“Over the past few years, the Department of Defense has instituted a series of programs and services geared towards preventing military suicides, but a recent study showed inconsistencies among the services in the programs provided,” said Tsongas. “Like the critical matter of sexual assault in the military, suicides are reflective of a military culture that is in need of change. Programs and services must be instituted in addition to working to show that seeking help is not a weakness and working to reduce the stigma of asking for help.”
Tom Hargreaves, director of veterans services for the city of Methuen, said his office tries to make first contact with returning members of the military. It sends welcome home letters and invites recent veterans to visit. But because of privacy laws, the office is not always notified when servicemen and women return home.
Hargreaves' office and others like it throughout Massachusetts provide information about services available to veterans for education, job searches, state and federal benefits, and health care. Hargreaves said his office recommends veterans sign up for VA health care, provided by the federal government to all veterans and service members.

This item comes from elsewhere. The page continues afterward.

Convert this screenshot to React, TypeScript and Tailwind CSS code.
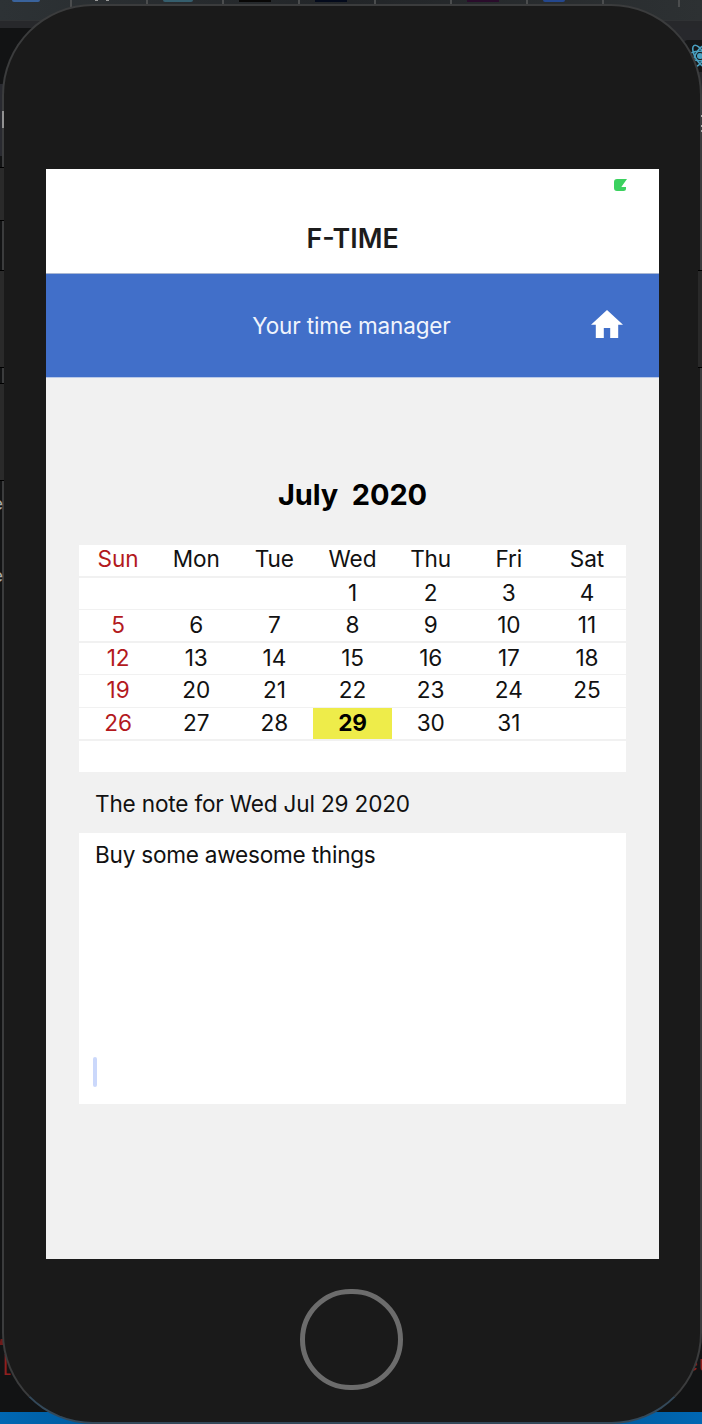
import React from "react";

const weekdays = ["Sun", "Mon", "Tue", "Wed", "Thu", "Fri", "Sat"];
const firstWeekday = 3;
const daysInMonth = 31;
const selectedDay = 29;
const bookmarkTabs = [
  "w-7 bg-[#3a639c] rounded-b",
  "",
  "w-[30px] bg-[#355e6d] rounded-b",
  "w-8 bg-[#080706]",
  "w-8 bg-[#030a1c]",
  "",
  "w-8 bg-[#2a0c2b]",
  "w-[22px] bg-[#24478d] rounded-b-lg",
  "",
];

function Desktop() {
  return (
    <div className="absolute inset-0 flex flex-col bg-[#121314]">
      <div className="flex h-5 shrink-0 overflow-hidden bg-linear-to-r from-[#2d3235] via-[#222528] to-[#2d3133]">
        {bookmarkTabs.map((icon, i) => (
          <div
            key={i}
            className={
              i === 0
                ? "flex h-[7px] w-[72px] shrink-0 items-start border-r-2 border-[#4b4d4e] pl-3"
                : "flex h-[7px] w-[76px] shrink-0 items-start border-r-2 border-[#4b4d4e] pl-[15px]"
            }
          >
            {icon && <div className={`h-0.5 ${icon}`} />}
            {i === 1 && (
              <div className="flex gap-2 pl-2">
                <div className="h-px w-[3px] bg-[#999]" />
                <div className="h-px w-[3px] bg-[#999]" />
              </div>
            )}
          </div>
        ))}
      </div>
      <div className="h-2 shrink-0 border-t border-[#303234] bg-[#27282b]" />
      <div className="flex flex-1 justify-between">
        <div className="flex w-3 flex-col">
          <div className="mt-14 h-[72px] bg-[#292a30]" />
        </div>
        <div className="h-[72px] w-10 bg-[#27282c]" />
      </div>
      <div className="h-3 shrink-0 bg-linear-to-r from-[#0067b3] via-[#003f6c] to-[#0067b3]" />

      <div className="absolute top-10 right-0 flex h-8 w-[18px] items-center overflow-hidden rounded-tl bg-[#151617] pl-[3px]">
        <svg viewBox="-13 -13 26 26" className="h-[26px] w-[26px] shrink-0" fill="none" stroke="#4aa0c0" strokeWidth="1.6">
          <ellipse rx="12" ry="4.7" />
          <ellipse rx="12" ry="4.7" transform="rotate(60)" />
          <ellipse rx="12" ry="4.7" transform="rotate(120)" />
          <circle r="3" fill="#4aa0c0" stroke="none" />
        </svg>
      </div>
      <div className="absolute top-[1353px] left-0 font-['Liberation_Mono',monospace] text-[22px] leading-6 text-[#8f1f1f]">[</div>
      <div className="absolute top-[1354px] left-[685px] w-[17px] overflow-hidden font-['Liberation_Mono',monospace] text-[22px] leading-6 whitespace-nowrap text-[#8f1f1f]">
        eu
      </div>
      <div className="absolute top-[1339px] left-0 h-1.5 w-1 -skew-x-12 bg-[#6f1a1a]" />
    </div>
  );
}

function PhoneEdges() {
  return (
    <>
      <div className="absolute top-[167px] left-0 h-[54px] w-1 border-y border-black bg-[#2a2a2a]" />
      <div className="absolute top-[270px] left-0 h-[98px] w-1 border-y border-black bg-[#2a2a2a]" />
      <div className="absolute top-[383px] left-0 h-[98px] w-1 border-y border-black bg-[#2a2a2a]" />
      <div className="absolute top-[270px] left-[698px] h-[98px] w-1 border-y border-black bg-[#292929]" />
      <div className="absolute top-[111px] left-[2px] h-[17px] w-0.5 bg-[#919191]" />
      <div className="absolute top-[115px] left-[701px] h-0.5 w-px bg-[#aaa]" />
      <div className="absolute top-[125px] left-[701px] h-0.5 w-px bg-[#aaa]" />
      <div className="absolute top-[130px] left-[701px] h-0.5 w-px bg-[#aaa]" />
      <div className="absolute top-[494px] left-0 flex h-5 w-[3px] justify-end overflow-hidden text-[18px] leading-5 text-[#aaa]">e</div>
      <div className="absolute top-[566px] left-0 flex h-5 w-[3px] justify-end overflow-hidden text-[18px] leading-5 text-[#aaa]">e</div>
    </>
  );
}

function Calendar() {
  const cells = Array.from({ length: 42 }, (_, i) => {
    const day = i - firstWeekday + 1;
    return day >= 1 && day <= daysInMonth ? day : null;
  });
  return (
    <div className="grid h-[227px] grid-cols-7 grid-rows-[31px_repeat(6,minmax(0,1fr))] gap-y-[1.5px] bg-[#f1f1f1] text-center text-[22.6px] tracking-[-0.1px] text-[#111]">
      {weekdays.map((d) => (
        <div key={d} className={d === "Sun" ? "bg-white leading-[28px] text-[#b3191d]" : "bg-white leading-[28px]"}>
          {d}
        </div>
      ))}
      {cells.map((day, i) => (
        <div
          key={i}
          className={
            day === selectedDay
              ? "bg-[#eeec4a] leading-[29px] font-bold text-black"
              : i % 7 === 0
                ? "bg-white leading-[29px] text-[#b3191d]"
                : "bg-white leading-[29px]"
          }
        >
          {day}
        </div>
      ))}
    </div>
  );
}

export default function App() {
  return (
    <div className="relative h-[1424px] w-[702px] overflow-hidden font-[Inter,sans-serif]">
      <Desktop />
      <div className="relative flex h-full pt-1 pl-0.5">
        <div className="flex h-[1420px] w-[700px] flex-col items-center rounded-[91px] border-2 border-[#3b3c3d] border-b-[#34495a] bg-[#1a1a1a] pt-[163px] pl-px">
          <main className="flex h-[1090px] w-[613px] shrink-0 flex-col bg-[#f1f1f1]">
            <header className="flex h-[105px] shrink-0 flex-col border-b border-[#a9b7d3] bg-white">
              <div className="flex h-8 justify-end pt-[10px] pr-8">
                <svg viewBox="0 0 13 12" className="h-3 w-[13px]" fill="#3bd15f">
                  <path d="M3 0H13L7.3 8H12V9.5Q12 12 9.5 12H3Q0 12 0 9V3Q0 0 3 0Z" />
                </svg>
              </div>
              <h1 className="pt-[19px] text-center text-[26.8px] leading-9 font-semibold text-[#1c1c1c]">F-TIME</h1>
            </header>
            <div className="grid h-[104px] shrink-0 grid-cols-[1fr_auto_1fr] items-center border-b border-[#b9c9e8] bg-[#416fc9] text-white">
              <div />
              <div className="pr-0.5 text-[22.5px] leading-8 tracking-[-0.14px] text-[#f0f4fc]">Your time manager</div>
              <div className="flex justify-end pr-9 pb-[3px]">
                <svg viewBox="2 3 20 17" preserveAspectRatio="none" className="h-7 w-8" fill="white">
                  <path d="M10 20v-6h4v6h5v-8h3L12 3 2 12h3v8z" />
                </svg>
              </div>
            </div>
            <h2 className="mt-[98px] mb-[31px] text-center text-[29px] leading-[38px] font-bold tracking-[-0.1px] whitespace-pre text-black">July  2020</h2>
            <div className="flex flex-col px-[33px]">
              <Calendar />
              <div className="h-[61px] pt-4 pl-4 text-[22.6px] leading-8 tracking-[-0.18px] text-[#111]">The note for Wed Jul 29 2020</div>
              <div className="flex h-[271px] flex-col justify-between bg-white pt-1.5 pb-[17px]">
                <div className="pl-4 text-[22.6px] leading-8 tracking-[-0.24px] text-[#111]">Buy some awesome things</div>
                <div className="ml-[14px] h-[30px] w-1 rounded-sm bg-[#cbd8fb]" />
              </div>
            </div>
          </main>
          <button aria-label="Home" className="mt-[30px] mr-0.5 h-[101px] w-[103px] rounded-full border-[5px] border-[#6c6c6c]" />
        </div>
      </div>
      <PhoneEdges />
    </div>
  );
}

Francisco Urena, commissioner of veterans services in Boston, said his staff performs a series of assessments on each veteran who visits the office. "Not in an invasive way," he said, "but in a conversational way, to see how their family welfare is, how they are doing."
Oftentimes, returning service members won't ask for help themselves.
In a 2008 study, researchers with the Rand Corp. found barely more than half of veterans exhibiting symptoms of major depression or post traumatic stress disorder had sought help from a physician or mental health provider in the previous year.
Campbell said the stigma associated with acknowledging the need for treatment and seeking it prevents many service members from getting help that could save their lives.